Transcript — Inflation & Volatility: Here to Stay?

Length: 3:40

Patrick O’Toole
Vice-President, Global Fixed Income, CIBC Asset Management

We're seeing a move higher in bond yields as investors have said, well, we've got some changing things going on, there’s higher inflation expectations. You've had a change in the U.S. with the passage of the tax cuts, so there can be bigger deficits going. There’s going to be better profits for U.S. corporations. So investors are adjusting to that. So the first couple of weeks of January we saw that priced in, I think, in the stock market as investors there got very excited about corporate earnings this year. And then bond yields moved a little bit higher, and then as we come into 2018, we see the Bank of Canada hiking rates a little bit. You see the Fed talking about hiking rates three times, some now saying maybe four times for the Fed.

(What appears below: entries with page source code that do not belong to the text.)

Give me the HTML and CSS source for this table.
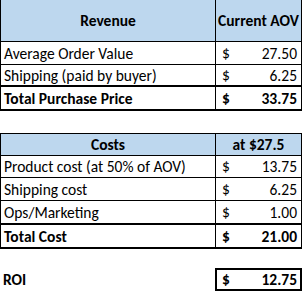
FILE: index.html
```html
<!DOCTYPE html>
<html>
<head>
<meta charset="utf-8">
<link rel="stylesheet" href="styles.css">
</head>
<body>
<div class="sheet">
  <div class="tbl tbl-rev">
    <div class="cell head head-tall label">Revenue</div>
    <div class="cell head head-tall val">Current AOV</div>

    <div class="cell h23 label">Average Order Value</div>
    <div class="cell h23 money"><span>$</span><span>27.50</span></div>

    <div class="cell label thick-b">Shipping (paid by buyer)</div>
    <div class="cell money thick-b"><span>$</span><span>6.25</span></div>

    <div class="cell h24 label bold thick-b">Total Purchase Price</div>
    <div class="cell h24 money bold thick-b"><span>$</span><span>33.75</span></div>
  </div>

  <div class="tbl tbl-cost">
    <div class="cell head label">Costs</div>
    <div class="cell head val">at $27.5</div>

    <div class="cell label">Product cost (at 50% of AOV)</div>
    <div class="cell money"><span>$</span><span>13.75</span></div>

    <div class="cell h23 label">Shipping cost</div>
    <div class="cell h23 money"><span>$</span><span>6.25</span></div>

    <div class="cell h24 label thick-b">Ops/Marketing</div>
    <div class="cell h24 money thick-b"><span>$</span><span>1.00</span></div>

    <div class="cell h24 label bold thick-b">Total Cost</div>
    <div class="cell h24 money bold thick-b"><span>$</span><span>21.00</span></div>
  </div>

  <div class="roi">
    <div class="roi-label">ROI</div>
    <div class="roi-box"><span>$</span><span>12.75</span></div>
  </div>
</div>
</body>
</html>
```

FILE: styles.css
```css
html, body {
  margin: 0;
  padding: 0;
  background: #ffffff;
}

body {
  font-family: "Carlito", "Calibri", "Lato", sans-serif;
  font-size: 15.5px;
  color: #000000;
  width: 302px;
}

.sheet {
  display: flex;
  flex-direction: column;
}

.tbl {
  display: grid;
  grid-template-columns: 215px 85px;
  border-left: 1px solid #000;
  border-right: 1px solid #000;
}

.tbl-cost {
  margin-top: 22px;
  border-top: 1px solid #000;
}

.cell {
  box-sizing: border-box;
  height: 22px;
  border-bottom: 1px solid #000;
  display: flex;
  align-items: center;
  white-space: nowrap;
  overflow: hidden;
}

.cell.h23 {
  height: 23px;
}

.cell.h24 {
  height: 24px;
}

.cell.label {
  border-right: 1px solid #000;
  padding-left: 3px;
}

.cell.thick-b {
  border-bottom-width: 2px;
}

.head {
  background: #bdd7ee;
  font-weight: bold;
  justify-content: center;
}

.head.label {
  padding-left: 0;
}

.cell.head-tall {
  height: 42px;
}

.bold {
  font-weight: bold;
}

.money {
  justify-content: space-between;
  padding-left: 6px;
  padding-right: 4px;
}

.roi {
  display: grid;
  grid-template-columns: 215px 87px;
  margin-top: 19px;
  font-weight: bold;
}

.roi-label {
  display: flex;
  align-items: center;
  padding-left: 3px;
}

.roi-box {
  box-sizing: border-box;
  height: 23px;
  border: 2px solid #000;
  display: flex;
  align-items: center;
  justify-content: space-between;
  padding-left: 5px;
  padding-right: 3px;
}
```
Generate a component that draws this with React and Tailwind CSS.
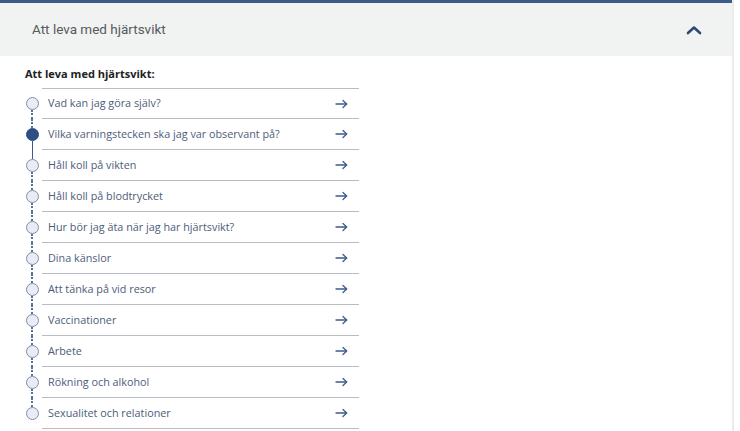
import React from "react";

const items = [
  "Vad kan jag göra själv?",
  "Vilka varningstecken ska jag var observant på?",
  "Håll koll på vikten",
  "Håll koll på blodtrycket",
  "Hur bör jag äta när jag har hjärtsvikt?",
  "Dina känslor",
  "Att tänka på vid resor",
  "Vaccinationer",
  "Arbete",
  "Rökning och alkohol",
  "Sexualitet och relationer",
];

const ACTIVE = 1;

function Arrow() {
  return (
    <svg width="13" height="10" viewBox="0 0 13 10" fill="none" stroke="#3d5a8a" strokeWidth="1.3" strokeLinecap="round" strokeLinejoin="round">
      <path d="M1 5H11.5" />
      <path d="M8 1.5L11.7 5L8 8.5" />
    </svg>
  );
}

function Row({ label, i, last }) {
  const topSolid = i === ACTIVE + 1;
  const bottomSolid = i === ACTIVE;
  return (
    <li className="flex h-[31px]">
      <div className="w-[17px] flex flex-col items-center pr-[3px]">
        <div className={"flex-1 w-0 " + (i === 0 ? "" : topSolid ? "border-l-[1.5px] border-solid border-[#3d5a8a]" : "border-l-2 border-dotted border-[#5a7299]")} />
        <div
          className={
            "w-[13px] h-[13px] rounded-full shrink-0 " +
            (i === ACTIVE ? "bg-[#2d4f86] border border-[#2d4f86]" : "bg-[#e8ecf4] border border-[#7f8ea8]")
          }
        />
        <div className={"flex-1 w-0 " + (last ? "" : bottomSolid ? "border-l-[1.5px] border-solid border-[#3d5a8a]" : "border-l-2 border-dotted border-[#5a7299]")} />
      </div>
      <div className={"w-[317px] flex items-center justify-between pl-[6px] pr-[11px] border-b border-[#b9bcc2] " + (i === 0 ? "border-t" : "")}>
        <span className="text-[10.8px] text-[#4d5c78]">{label}</span>
        <Arrow />
      </div>
    </li>
  );
}

export default function App() {
  return (
    <div className="w-[740px] h-[431px] bg-white flex overflow-hidden" style={{ fontFamily: '"Open Sans", "Noto Sans", sans-serif' }}>
      <div className="w-[732px] shrink-0 flex flex-col">
        <div className="h-[56px] border-t-[3px] border-[#3d5a8a] bg-[#f1f2f2] flex items-center justify-between pl-[32px] pr-[30px]">
          <span className="text-[13.5px] text-[#555a5e]" style={{ fontFamily: 'Roboto, "Open Sans", sans-serif' }}>Att leva med hjärtsvikt</span>
          <svg width="16" height="10" viewBox="0 0 16 10" fill="none" stroke="#2f4a75" strokeWidth="2.6" strokeLinecap="round" strokeLinejoin="round">
            <path d="M2 8L8 2.5L14 8" />
          </svg>
        </div>
        <div className="pl-[25px] pt-[11px]">
          <div className="text-[11px] font-bold text-[#222] leading-[14px] mb-[7px]">Att leva med hjärtsvikt:</div>
          <ul className="flex flex-col">
            {items.map((t, i) => (
              <Row key={t} label={t} i={i} last={i === items.length - 1} />
            ))}
          </ul>
        </div>
      </div>
      <div className="w-[2px] bg-[#ececec]" />
      <div className="flex-1 bg-white" />
    </div>
  );
}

[Higher wages prompting inflation worries]

And then you got a report from the U.S. employment side saying that wages are finally moving up, and that's kind of the Holy Grail for those who are watching for inflation. So the Fed has been expecting this and talking about this the last couple of years, that inflation is not behaving as expected. They've been saying as you get to full employment, which we’re at largely in the U.S., you generally see workers sort of get more power in demanding wage hikes, and that translates into a better economy, maybe a little overheating. You tend to see some inflation. So average hourly earnings going up to just below three percent recently. That's enough for people to get a little excited and wonder, is maybe the Fed falling behind the curve.

[Return of volatility?]

Now looking at 2018, is it really what we're seeing here, the reason volatility is that anything to get excited about? It's healthy that we have some of that, we don't have the market just trading one way all the time, but is it anything out of what we were expecting for 2018. I'd say largely ‘no.’ We're actually around, if you look at longer-term bond yields, the early part of 2018 here, we’re about the middle of the range we expect to see for this year. We've been expecting to see some concern about inflation come back to start 2018, as some base effects, as they call it, fall out of the calculations. So it could get a little worse, as they say, before you see a bit of a rally in the bond market, but we think a little disappointment in growth in the second half of the year lets bond yields level off again, and maybe move a little lower.

[Headwinds for Canada]

Now you've got some headwinds for Canada in particular. We've got a stronger dollar. We've had some rate hikes last year, another hike to start this year. We've got changes to mortgage rules. We've got very high debt levels. There's a lot of things that are a little more worrisome. And so we don't think the Bank of Canada is going to be all that aggressive in hiking rates this year. Again that's going to act as a factor to limit the rise in bond yields.

[High equity valuations?]

Well everybody's talked about the stock market being expensive, and it has been expensive for a while and it can stay expensive for a while. Earnings have been good though, in 2017 - really stellar earnings. Then you get the added boost from the tax cuts, which adds about six percent to earnings forecasts for this year. Throw into the mix the multiple expanding last year as well and you had a very good backdrop for the stock market. It can't continue forever. You've got to get earnings pushing a little higher, not just to justify some of these higher valuations in the stock market. So maybe we're getting a little reckoning there that with rates moving up a little bit higher, that's a bit of a challenge for the stock market. The Fed maybe will go more than the market's expecting. That's another challenge for the stock market perhaps to get their head around. So it's not a surprise to see the stock market pull back a bit.

[Where should investors turn?]

Well, when you're experiencing volatility like this, the temptation is to go and rush and make an adjustment, move to cash, and that sort of thing, which we tend to argue that - just stay the course. Markets are volatile and that's part of investing. You diversify as always, you have some fixed income, you have some stocks but we're not expecting great returns this year. 2017 was a good year for both stock and bond markets. A little more moderating or moderation of returns for 2018 as the forecast - bonds low-single digits, stocks mid-single digits. If that's we get this year, we should all be pretty thankful.